Anna is a hot-as-a pistol 18-year-old who can't keep her
clothes on, but hasn't yet made it to third base.
This, presumably, is because of the constant surveillance
of the Secret Service, who ruin dates with Anna's potential
suitors in comical vignettes like the one we see in Liberty's
opening scene. She
may as well be wearing a chastity belt.
During a summer trip
to Europe, Anna plans to escape the eye of her agents (Annabella
Sciorra and Jeremy Piven – this is the kind of role he gets
when buddy John Cusack isn't the star) by dashing off with the
daughter of a French politician.
But the SS, whose secret codename for Anna explains the
film's title, know all about it and assign one of their finest
young British agents (!) to befriend Anna and accompany her on
the wacky European adventure that will, hopefully, serve as an
oat-sowing type of departure to help the curvy kid buckle down
once she starts college in the fall.
You
see where this is going, don't you?
Anna falls for Agent Ben Calder (Matthew Goode) without
knowing he's an agent. Ben
slowly realizes he has more than just Treasury Department
feelings for Anna. Music swells and we all go home, right? If only things were that simple.

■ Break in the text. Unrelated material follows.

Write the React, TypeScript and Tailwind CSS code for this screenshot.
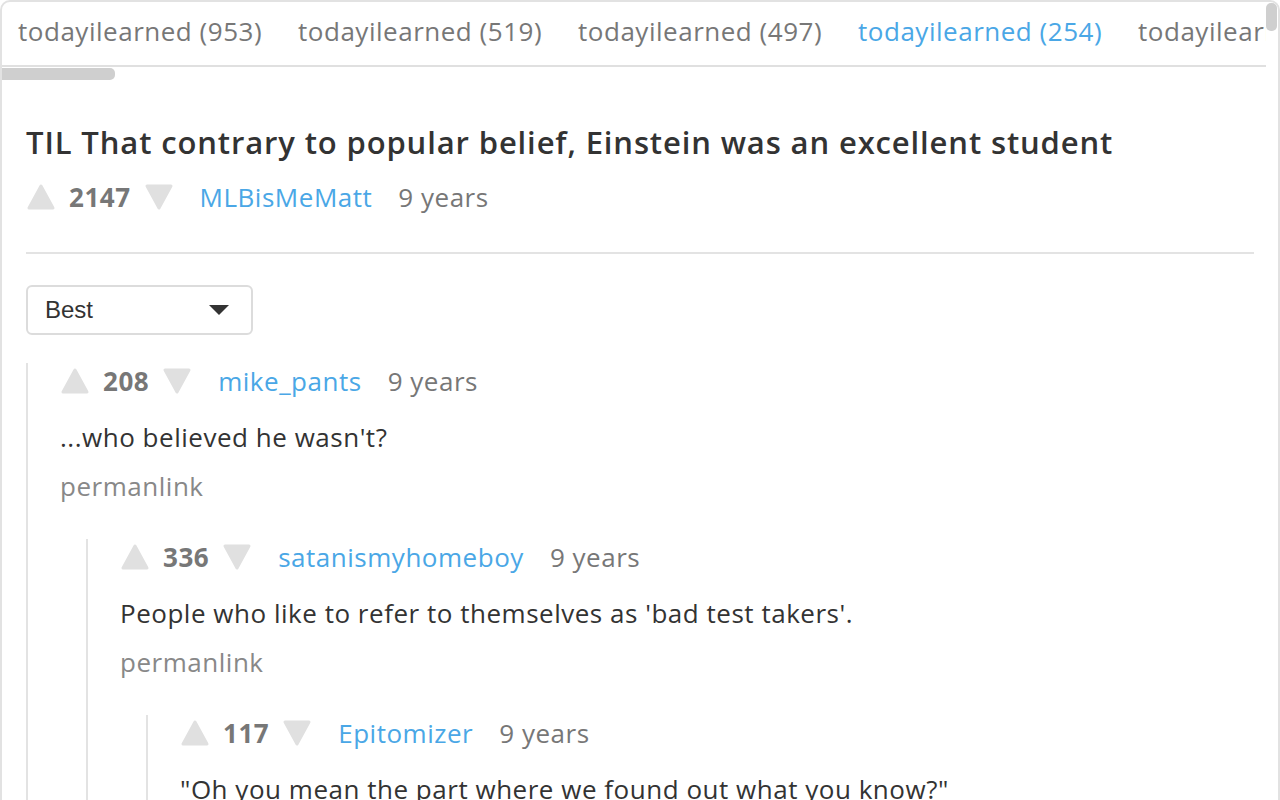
import React from "react";

const tabs = [
  { label: "todayilearned (953)", active: false },
  { label: "todayilearned (519)", active: false },
  { label: "todayilearned (497)", active: false },
  { label: "todayilearned (254)", active: true },
  { label: "todayilearned (188)", active: false },
];

function Arrow({ down = false }: { down?: boolean }) {
  return (
    <svg width="30" height="28" viewBox="0 0 30 28" className="flex-none">
      {down ? (
        <path d="M3 3 L27 3 L15 25 Z" fill="#e0e0e0" stroke="#e0e0e0" strokeWidth="3" strokeLinejoin="round" />
      ) : (
        <path d="M15 3 L27 25 L3 25 Z" fill="#e0e0e0" stroke="#e0e0e0" strokeWidth="3" strokeLinejoin="round" />
      )}
    </svg>
  );
}

function Meta({ score, author }: { score: string; author: string }) {
  return (
    <div className="flex items-center h-[34px] text-[26px] tracking-[0.02em] whitespace-nowrap">
      <Arrow />
      <span className="ml-[13px] font-bold text-[#777]">{score}</span>
      <span className="ml-[13px]">
        <Arrow down />
      </span>
      <span className="ml-[26px] text-[#4aa7e6]">{author}</span>
      <span className="ml-[26px] text-[#777]">9 years</span>
    </div>
  );
}

type C = { score: string; author: string; body: string; child?: C };

function Comment({ c }: { c: C }) {
  return (
    <div className="border-l-2 border-[#e3e3e3] pl-[32px] pt-[1px]">
      <Meta score={c.score} author={c.author} />
      <p className="mt-[22px] text-[26px] tracking-[0.02em] leading-[34px] text-[#333] whitespace-nowrap">{c.body}</p>
      <p className="mt-[15px] text-[26px] tracking-[0.02em] leading-[34px] text-[#888]">permanlink</p>
      {c.child && (
        <div className="mt-[36px] ml-[26px]">
          <Comment c={c.child} />
        </div>
      )}
    </div>
  );
}

const thread: C = {
  score: "208",
  author: "mike_pants",
  body: "...who believed he wasn't?",
  child: {
    score: "336",
    author: "satanismyhomeboy",
    body: "People who like to refer to themselves as 'bad test takers'.",
    child: {
      score: "117",
      author: "Epitomizer",
      body: "\"Oh you mean the part where we found out what you know?\"",
    },
  },
};

export default function App() {
  return (
    <div
      className="w-[1280px] h-[800px] bg-white overflow-hidden"
      style={{ fontFamily: "'Open Sans', 'Noto Sans', sans-serif" }}
    >
      <div className="h-[810px] border-2 border-[#e2e2e2] rounded-[10px] flex overflow-hidden">
        <div className="flex-1 min-w-0">
          <div className="h-[65px] pb-[4px] border-b-2 border-[#e0e0e0] flex items-center overflow-hidden whitespace-nowrap">
            {tabs.map((t, i) => (
              <div
                key={i}
                className={`flex-none w-[280px] pl-[16px] text-[26px] tracking-[0.02em] ${t.active ? "text-[#4aa7e6]" : "text-[#777]"}`}
              >
                {t.label}
              </div>
            ))}
          </div>
          <div className="h-[14px] flex items-center">
            <div className="h-[12px] w-[113px] bg-[#cfcfcf] rounded-r-[5px]" />
          </div>

          <div className="pl-[24px] pr-[12px]">
            <h1 className="mt-[41px] text-[31px] tracking-[0.028em] leading-[40px] font-semibold text-[#333] whitespace-nowrap">
              TIL That contrary to popular belief, Einstein was an excellent student
            </h1>
            <div className="mt-[18px]">
              <Meta score="2147" author="MLBisMeMatt" />
            </div>
            <div className="mt-[38px] border-t-2 border-[#e3e3e3]" />

            <div className="mt-[31px] w-[227px] h-[50px] border-2 border-[#dcdcdc] rounded-[6px] flex items-center justify-between pl-[17px] pr-[22px]">
              <span className="text-[24px] text-[#333]" style={{ fontFamily: "'Liberation Sans', Arial, sans-serif" }}>
                Best
              </span>
              <svg width="20" height="10" viewBox="0 0 20 10">
                <path d="M0 0 L20 0 L10 10 Z" fill="#333" />
              </svg>
            </div>

            <div className="mt-[28px]">
              <Comment c={thread} />
            </div>
          </div>
        </div>
        <div className="w-[12px] flex-none pt-[1px]">
          <div className="h-[28px] w-[11px] bg-[#cfcfcf] rounded-[5px]" />
        </div>
      </div>
    </div>
  );
}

Liberty has an ending that just doesn't want to end (no
doubt inspired by the oodles of cash The
Return of the King is raking in by doing the same stupid
thing). Maybe it would have been more palatable if I hadn't had
to sit through 15 minutes of trailers for a nonstop parade of
other dumb vehicles for "tweenie" stars before I saw Liberty.
But I doubt it.
Debut
screenwriters Derek Guiley and David Schneiderman don't give
director Andy Cadiff much to work with, but even if they had,
nobody would expect him to do a lot with it.
Cadiff, strictly a television sitcom director as of late,
is the force behind some of the small screen's most diabolically
unfunny shows of the last half-decade (It's All Relative,
According to Jim, My Wife and Kids, etc.).
Liberty could have taken a darker, more sinister
route (a la the adventures of the First Daughter from The
West Wing), but that would have alienated the film's core
demographic (a/k/a Generation Lip Gloss).
Still, even though I could have done without what might
be the most offensive Italian stereotypes I have ever seen, Liberty
really made me appreciate the clamp the White House has applied
to the lives of the Bush twins.
They're about as easy to find lately as Osama Bin Laden.